Back in 2011, years before he declared his candidacy for governor, Rauner participated in a panel discussion at Dartmouth College on the future of the U.S. economy. After nearly an hour, conversation turned to the risky investor behavior that led to the Great Recession and the federal government’s role in regulating financial markets. Another panelist asked Rauner: “We had a giant financial crisis in which the financial sector caused a huge recession that haunts us to this day … shouldn’t we try and fix some of the problems that created the situation?”

Rauner said the government was making things worse. Then — and this is the key moment — he opined on the nature of large economies: “We’re talking about free markets. Markets are cyclical. Get over it. We’re not going to predict it. We’re not going to stop it. We’re not going to control it.

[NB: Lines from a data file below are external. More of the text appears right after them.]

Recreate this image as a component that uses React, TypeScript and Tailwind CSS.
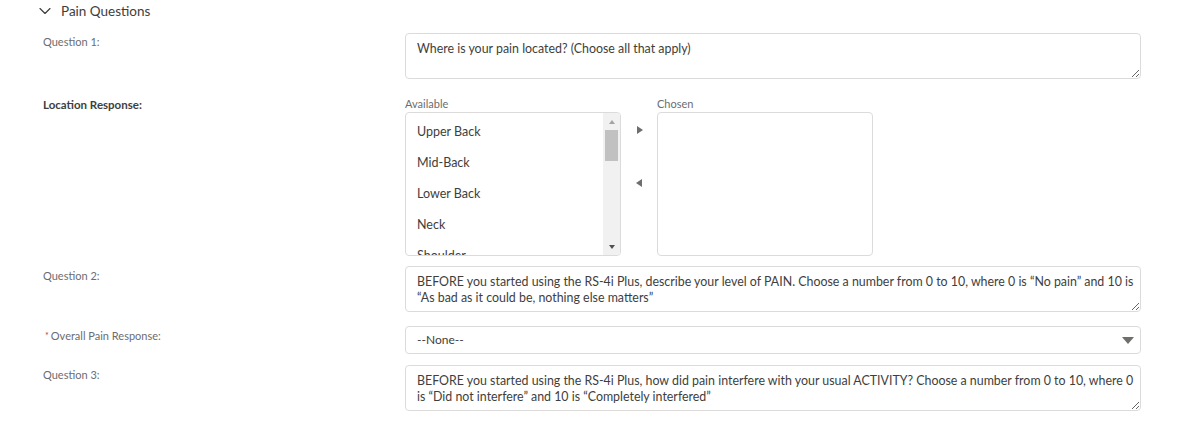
import { ChevronDown } from "lucide-react";

const locations = ["Upper Back", "Mid-Back", "Lower Back", "Neck", "Shoulder", "Hip", "Knee"];

function Label({ text, bold, required }: { text: string; bold?: boolean; required?: boolean }) {
    return (
        <div className={`leading-[16px] ${bold ? "text-[11.5px] font-bold text-[#3e3e3c]" : "text-[11px] text-[#6b6d70]"}`}>
            {required && <span className="text-[#c23934] text-[9px] align-top mr-[2px] ml-[2px]">*</span>}
            {text}
        </div>
    );
}

function Question({ value }: { value: string }) {
    return (
        <textarea
            readOnly
            wrap="off"
            value={value}
            className="block w-full h-[46px] border border-[#dddbda] rounded-[4px] pl-[11px] pr-0 pt-[7px] pb-0 text-[12.4px] leading-[16px] text-[#3e3e3c] outline-none bg-white overflow-hidden"
        />
    );
}

export default function App() {
    return (
        <div className="w-[1181px] h-[422px] overflow-hidden bg-white font-['Lato','Liberation_Sans',sans-serif] text-[#3e3e3c]">
            <div className="flex items-center h-[22px] pl-[35px] gap-[6px]">
                <ChevronDown size={20} strokeWidth={1.4} className="text-[#3e3e3c]" />
                <span className="text-[13.5px] leading-[20px]">Pain Questions</span>
            </div>

            <div className="pl-[43px] pr-[40px] flex flex-col">
                <div className="grid grid-cols-[362px_1fr] mt-[11px]">
                    <div className="pt-[1px]"><Label text="Question 1:" /></div>
                    <Question value="Where is your pain located? (Choose all that apply)" />
                </div>

                <div className="grid grid-cols-[362px_1fr] mt-[18px]">
                    <Label text="Location Response:" bold />
                    <div className="flex">
                        <div className="flex flex-col w-[216px]">
                            <div className="text-[11px] leading-[14px] mb-[1px] text-[#6b6d70]">Available</div>
                            <div className="flex h-[144px] border border-[#dddbda] rounded-[4px] overflow-hidden">
                                <div className="flex-1 pt-[4px] pl-[11px] overflow-hidden">
                                    {locations.map((l) => (
                                        <div key={l} className="h-[31px] flex items-center text-[12.5px]">{l}</div>
                                    ))}
                                </div>
                                <div className="w-[17px] bg-[#f1f1f1] flex flex-col items-center">
                                    <div className="h-[17px] flex items-center justify-center">
                                        <div className="w-0 h-0 border-l-[3.5px] border-r-[3.5px] border-b-[4px] border-l-transparent border-r-transparent border-b-[#a3a3a3]" />
                                    </div>
                                    <div className="w-[13px] h-[31px] bg-[#c1c1c1]" />
                                    <div className="flex-1" />
                                    <div className="h-[17px] flex items-center justify-center">
                                        <div className="w-0 h-0 border-l-[3.5px] border-r-[3.5px] border-t-[4px] border-l-transparent border-r-transparent border-t-[#505050]" />
                                    </div>
                                </div>
                            </div>
                        </div>
                        <div className="w-[36px] flex flex-col items-center pt-[29px]">
                            <div className="w-0 h-0 border-t-[4.5px] border-b-[4.5px] border-l-[6px] border-t-transparent border-b-transparent border-l-[#706e6b] ml-[1px]" />
                            <div className="w-0 h-0 border-t-[4.5px] border-b-[4.5px] border-r-[6px] border-t-transparent border-b-transparent border-r-[#706e6b] mt-[45px]" />
                        </div>
                        <div className="flex flex-col w-[216px]">
                            <div className="text-[11px] leading-[14px] mb-[1px] text-[#6b6d70]">Chosen</div>
                            <div className="h-[144px] border border-[#dddbda] rounded-[4px]" />
                        </div>
                    </div>
                </div>

                <div className="grid grid-cols-[362px_1fr] mt-[10px]">
                    <div className="pt-[2px]"><Label text="Question 2:" /></div>
                    <Question value={"BEFORE you started using the RS-4i Plus, describe your level of PAIN. Choose a number from 0 to 10, where 0 is \u201cNo pain\u201d and 10 is\n\u201cAs bad as it could be, nothing else matters\u201d"} />
                </div>

                <div className="grid grid-cols-[362px_1fr] mt-[14px]">
                    <div className="pt-[2px]"><Label text="Overall Pain Response:" required /></div>
                    <div className="h-[28px] border border-[#dddbda] rounded-[4px] flex items-center justify-between pl-[11px] pr-[6px] text-[12px]">
                        <span>--None--</span>
                        <div className="w-0 h-0 border-l-[6px] border-r-[6px] border-t-[7px] border-l-transparent border-r-transparent border-t-[#706e6b]" />
                    </div>
                </div>

                <div className="grid grid-cols-[362px_1fr] mt-[11px]">
                    <div className="pt-[2px]"><Label text="Question 3:" /></div>
                    <Question value={"BEFORE you started using the RS-4i Plus, how did pain interfere with your usual ACTIVITY? Choose a number from 0 to 10, where 0\nis \u201cDid not interfere\u201d and 10 is \u201cCompletely interfered\u201d"} />
                </div>
            </div>
        </div>
    );
}
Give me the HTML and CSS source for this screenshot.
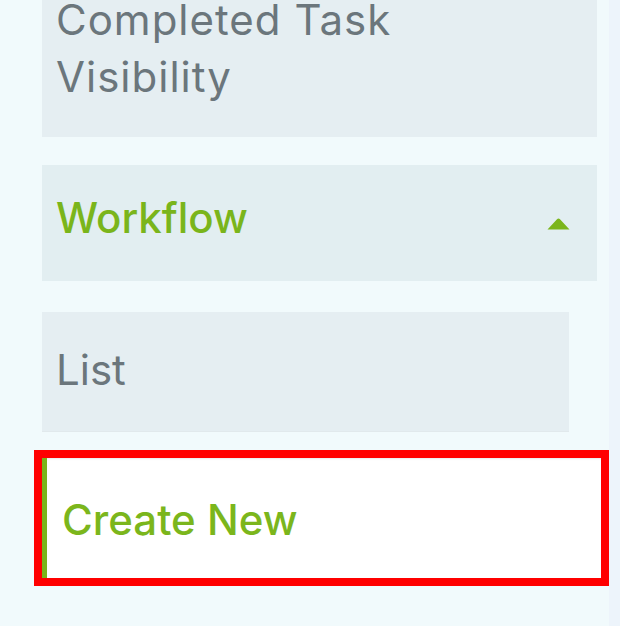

That’s what it is.”

Rauner 2011 acknowledged that economic downturns are inevitable and opined that governments can do nothing to control them. Rauner 2014, however, seeks to blame Quinn for not taking the right steps to address Illinois’ economic woes. Rather than telling voters to “get over it,” he’s attempting to harness their anger to propel him into high office.

It’s clear that Quinn and Rauner have different visions for the role of government in the economy. But both men are united in their message that, by moving this lever and turning that knob, they can spur job growth across Illinois. Economists say there’s simply no evidence to support those claims — not that a lack of evidence has ever stood in the way of a good political talking point. Voters, beware.